DATASET ENTRIES >>

***

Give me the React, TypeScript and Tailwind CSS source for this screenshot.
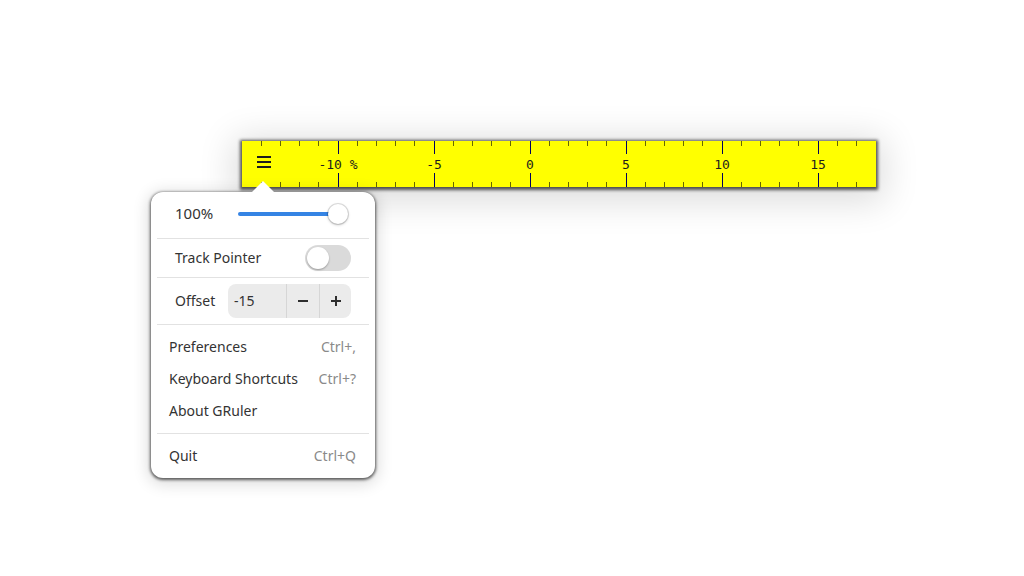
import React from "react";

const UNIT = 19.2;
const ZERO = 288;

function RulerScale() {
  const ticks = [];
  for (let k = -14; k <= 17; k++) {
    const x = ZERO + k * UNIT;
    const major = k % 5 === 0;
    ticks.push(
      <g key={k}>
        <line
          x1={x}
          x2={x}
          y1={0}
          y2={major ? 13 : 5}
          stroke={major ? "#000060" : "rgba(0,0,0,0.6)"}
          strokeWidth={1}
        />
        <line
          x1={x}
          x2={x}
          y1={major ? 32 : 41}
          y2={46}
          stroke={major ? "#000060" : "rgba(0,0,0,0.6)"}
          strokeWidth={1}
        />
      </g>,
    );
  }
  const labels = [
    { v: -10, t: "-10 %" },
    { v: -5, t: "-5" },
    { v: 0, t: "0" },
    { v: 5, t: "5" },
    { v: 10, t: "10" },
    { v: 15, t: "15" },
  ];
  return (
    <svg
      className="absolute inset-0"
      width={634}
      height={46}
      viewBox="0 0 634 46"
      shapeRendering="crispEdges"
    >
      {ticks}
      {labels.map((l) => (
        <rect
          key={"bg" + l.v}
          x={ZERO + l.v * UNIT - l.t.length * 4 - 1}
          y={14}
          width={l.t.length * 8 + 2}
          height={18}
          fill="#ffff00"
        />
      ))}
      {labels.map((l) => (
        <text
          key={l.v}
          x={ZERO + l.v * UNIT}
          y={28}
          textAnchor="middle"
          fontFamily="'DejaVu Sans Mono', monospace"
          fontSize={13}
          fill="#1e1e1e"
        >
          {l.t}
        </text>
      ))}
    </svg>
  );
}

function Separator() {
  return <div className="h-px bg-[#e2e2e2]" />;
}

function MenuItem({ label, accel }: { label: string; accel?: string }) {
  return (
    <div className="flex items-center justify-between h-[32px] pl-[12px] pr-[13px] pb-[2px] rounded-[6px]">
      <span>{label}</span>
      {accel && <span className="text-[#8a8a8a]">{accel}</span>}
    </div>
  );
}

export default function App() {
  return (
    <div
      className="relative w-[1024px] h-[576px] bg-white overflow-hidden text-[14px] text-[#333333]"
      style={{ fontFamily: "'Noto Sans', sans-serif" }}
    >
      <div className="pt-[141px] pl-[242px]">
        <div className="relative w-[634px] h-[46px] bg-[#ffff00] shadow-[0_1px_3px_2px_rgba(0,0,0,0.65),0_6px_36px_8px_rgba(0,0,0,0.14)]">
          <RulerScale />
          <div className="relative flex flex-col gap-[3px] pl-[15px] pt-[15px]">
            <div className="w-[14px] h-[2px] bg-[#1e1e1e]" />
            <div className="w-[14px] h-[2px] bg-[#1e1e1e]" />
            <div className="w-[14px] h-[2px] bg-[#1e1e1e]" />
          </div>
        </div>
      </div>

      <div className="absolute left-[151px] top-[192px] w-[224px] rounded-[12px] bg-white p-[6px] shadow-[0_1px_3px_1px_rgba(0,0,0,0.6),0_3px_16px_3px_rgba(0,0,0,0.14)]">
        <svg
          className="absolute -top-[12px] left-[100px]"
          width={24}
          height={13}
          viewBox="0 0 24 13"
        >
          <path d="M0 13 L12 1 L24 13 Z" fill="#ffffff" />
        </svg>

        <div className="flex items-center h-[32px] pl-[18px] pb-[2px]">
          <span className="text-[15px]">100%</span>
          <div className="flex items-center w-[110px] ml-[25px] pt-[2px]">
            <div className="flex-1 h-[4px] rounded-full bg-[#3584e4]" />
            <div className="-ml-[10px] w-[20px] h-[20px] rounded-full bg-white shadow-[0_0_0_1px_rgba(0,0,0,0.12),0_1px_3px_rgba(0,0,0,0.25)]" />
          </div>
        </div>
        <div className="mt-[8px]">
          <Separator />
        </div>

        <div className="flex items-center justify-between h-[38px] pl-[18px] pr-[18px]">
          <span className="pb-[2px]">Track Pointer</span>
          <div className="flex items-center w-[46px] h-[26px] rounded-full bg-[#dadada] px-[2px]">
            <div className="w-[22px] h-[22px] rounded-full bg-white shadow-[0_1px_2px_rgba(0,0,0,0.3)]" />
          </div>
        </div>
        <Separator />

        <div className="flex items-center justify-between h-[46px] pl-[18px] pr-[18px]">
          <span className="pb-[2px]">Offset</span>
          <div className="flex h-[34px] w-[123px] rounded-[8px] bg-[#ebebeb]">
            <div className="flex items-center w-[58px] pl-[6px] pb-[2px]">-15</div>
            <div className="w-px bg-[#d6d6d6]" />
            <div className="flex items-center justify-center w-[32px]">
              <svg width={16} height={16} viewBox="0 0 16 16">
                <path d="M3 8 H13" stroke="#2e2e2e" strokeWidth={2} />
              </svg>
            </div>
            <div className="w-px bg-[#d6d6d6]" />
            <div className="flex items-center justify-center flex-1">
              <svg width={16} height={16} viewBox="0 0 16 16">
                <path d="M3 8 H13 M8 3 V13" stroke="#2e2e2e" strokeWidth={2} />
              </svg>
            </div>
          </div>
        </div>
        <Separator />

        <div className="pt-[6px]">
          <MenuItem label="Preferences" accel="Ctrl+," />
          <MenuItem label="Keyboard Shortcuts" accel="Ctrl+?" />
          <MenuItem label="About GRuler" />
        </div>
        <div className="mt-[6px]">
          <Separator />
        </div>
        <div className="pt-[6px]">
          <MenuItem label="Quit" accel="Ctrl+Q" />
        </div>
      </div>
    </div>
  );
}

***

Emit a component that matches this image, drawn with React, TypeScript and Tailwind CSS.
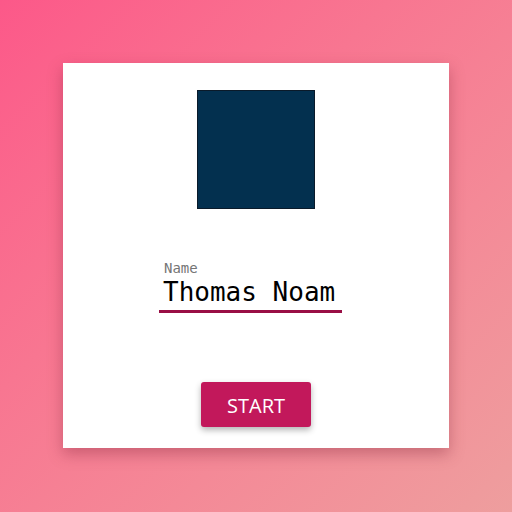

***

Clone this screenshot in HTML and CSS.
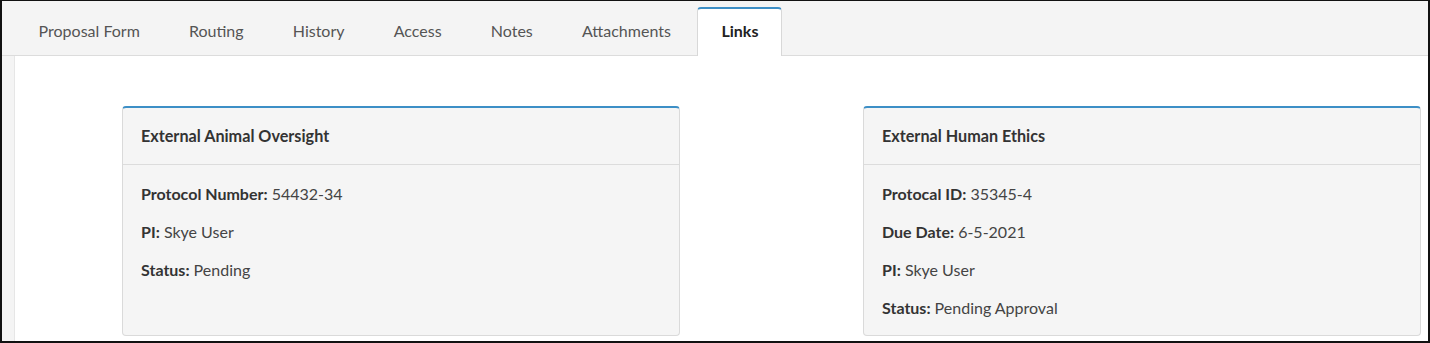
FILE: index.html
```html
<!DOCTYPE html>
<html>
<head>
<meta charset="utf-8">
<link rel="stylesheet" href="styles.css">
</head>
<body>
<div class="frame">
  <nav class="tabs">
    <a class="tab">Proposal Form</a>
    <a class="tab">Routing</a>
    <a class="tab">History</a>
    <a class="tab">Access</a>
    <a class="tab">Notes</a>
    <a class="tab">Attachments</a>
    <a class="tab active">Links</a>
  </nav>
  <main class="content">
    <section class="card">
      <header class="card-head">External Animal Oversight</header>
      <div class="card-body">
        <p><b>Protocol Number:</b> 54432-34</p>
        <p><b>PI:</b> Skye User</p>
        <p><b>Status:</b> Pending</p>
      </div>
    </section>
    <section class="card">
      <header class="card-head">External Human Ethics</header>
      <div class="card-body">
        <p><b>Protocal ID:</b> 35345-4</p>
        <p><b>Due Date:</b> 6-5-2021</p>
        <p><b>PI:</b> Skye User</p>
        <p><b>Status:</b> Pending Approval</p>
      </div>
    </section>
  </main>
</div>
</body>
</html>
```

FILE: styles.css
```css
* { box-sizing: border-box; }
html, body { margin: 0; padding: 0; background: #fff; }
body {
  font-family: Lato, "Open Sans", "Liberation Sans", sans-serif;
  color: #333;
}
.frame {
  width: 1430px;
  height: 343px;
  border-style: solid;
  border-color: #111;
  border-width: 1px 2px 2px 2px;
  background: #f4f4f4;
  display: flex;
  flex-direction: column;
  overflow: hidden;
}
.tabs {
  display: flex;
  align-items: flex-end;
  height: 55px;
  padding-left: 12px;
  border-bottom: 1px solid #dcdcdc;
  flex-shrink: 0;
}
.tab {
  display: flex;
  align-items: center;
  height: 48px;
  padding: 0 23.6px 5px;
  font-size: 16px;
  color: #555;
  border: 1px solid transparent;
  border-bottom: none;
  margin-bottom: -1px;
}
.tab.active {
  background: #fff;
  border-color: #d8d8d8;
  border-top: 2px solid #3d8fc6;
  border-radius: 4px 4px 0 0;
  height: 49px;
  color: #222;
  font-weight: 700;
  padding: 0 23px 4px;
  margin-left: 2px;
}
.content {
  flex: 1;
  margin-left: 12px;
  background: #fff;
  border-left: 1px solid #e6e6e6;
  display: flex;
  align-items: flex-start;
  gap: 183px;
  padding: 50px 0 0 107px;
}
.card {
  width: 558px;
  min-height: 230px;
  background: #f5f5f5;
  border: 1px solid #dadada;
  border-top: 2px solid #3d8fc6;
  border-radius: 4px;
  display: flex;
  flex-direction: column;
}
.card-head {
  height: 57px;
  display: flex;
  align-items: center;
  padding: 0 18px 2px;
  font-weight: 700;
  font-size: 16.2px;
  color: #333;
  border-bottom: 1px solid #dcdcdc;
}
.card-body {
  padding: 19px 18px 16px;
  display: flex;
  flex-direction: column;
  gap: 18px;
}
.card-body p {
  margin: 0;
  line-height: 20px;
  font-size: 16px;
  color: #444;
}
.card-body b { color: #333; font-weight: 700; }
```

***

WHAT IS EXPECTED >> From the records above, copy exactly the stretch from the line holding "Give me the" through the line holding "const ZERO = 288;", both ends included, without the pictures.

RESULT >>
Give me the React, TypeScript and Tailwind CSS source for this screenshot.
import React from "react";

const UNIT = 19.2;
const ZERO = 288;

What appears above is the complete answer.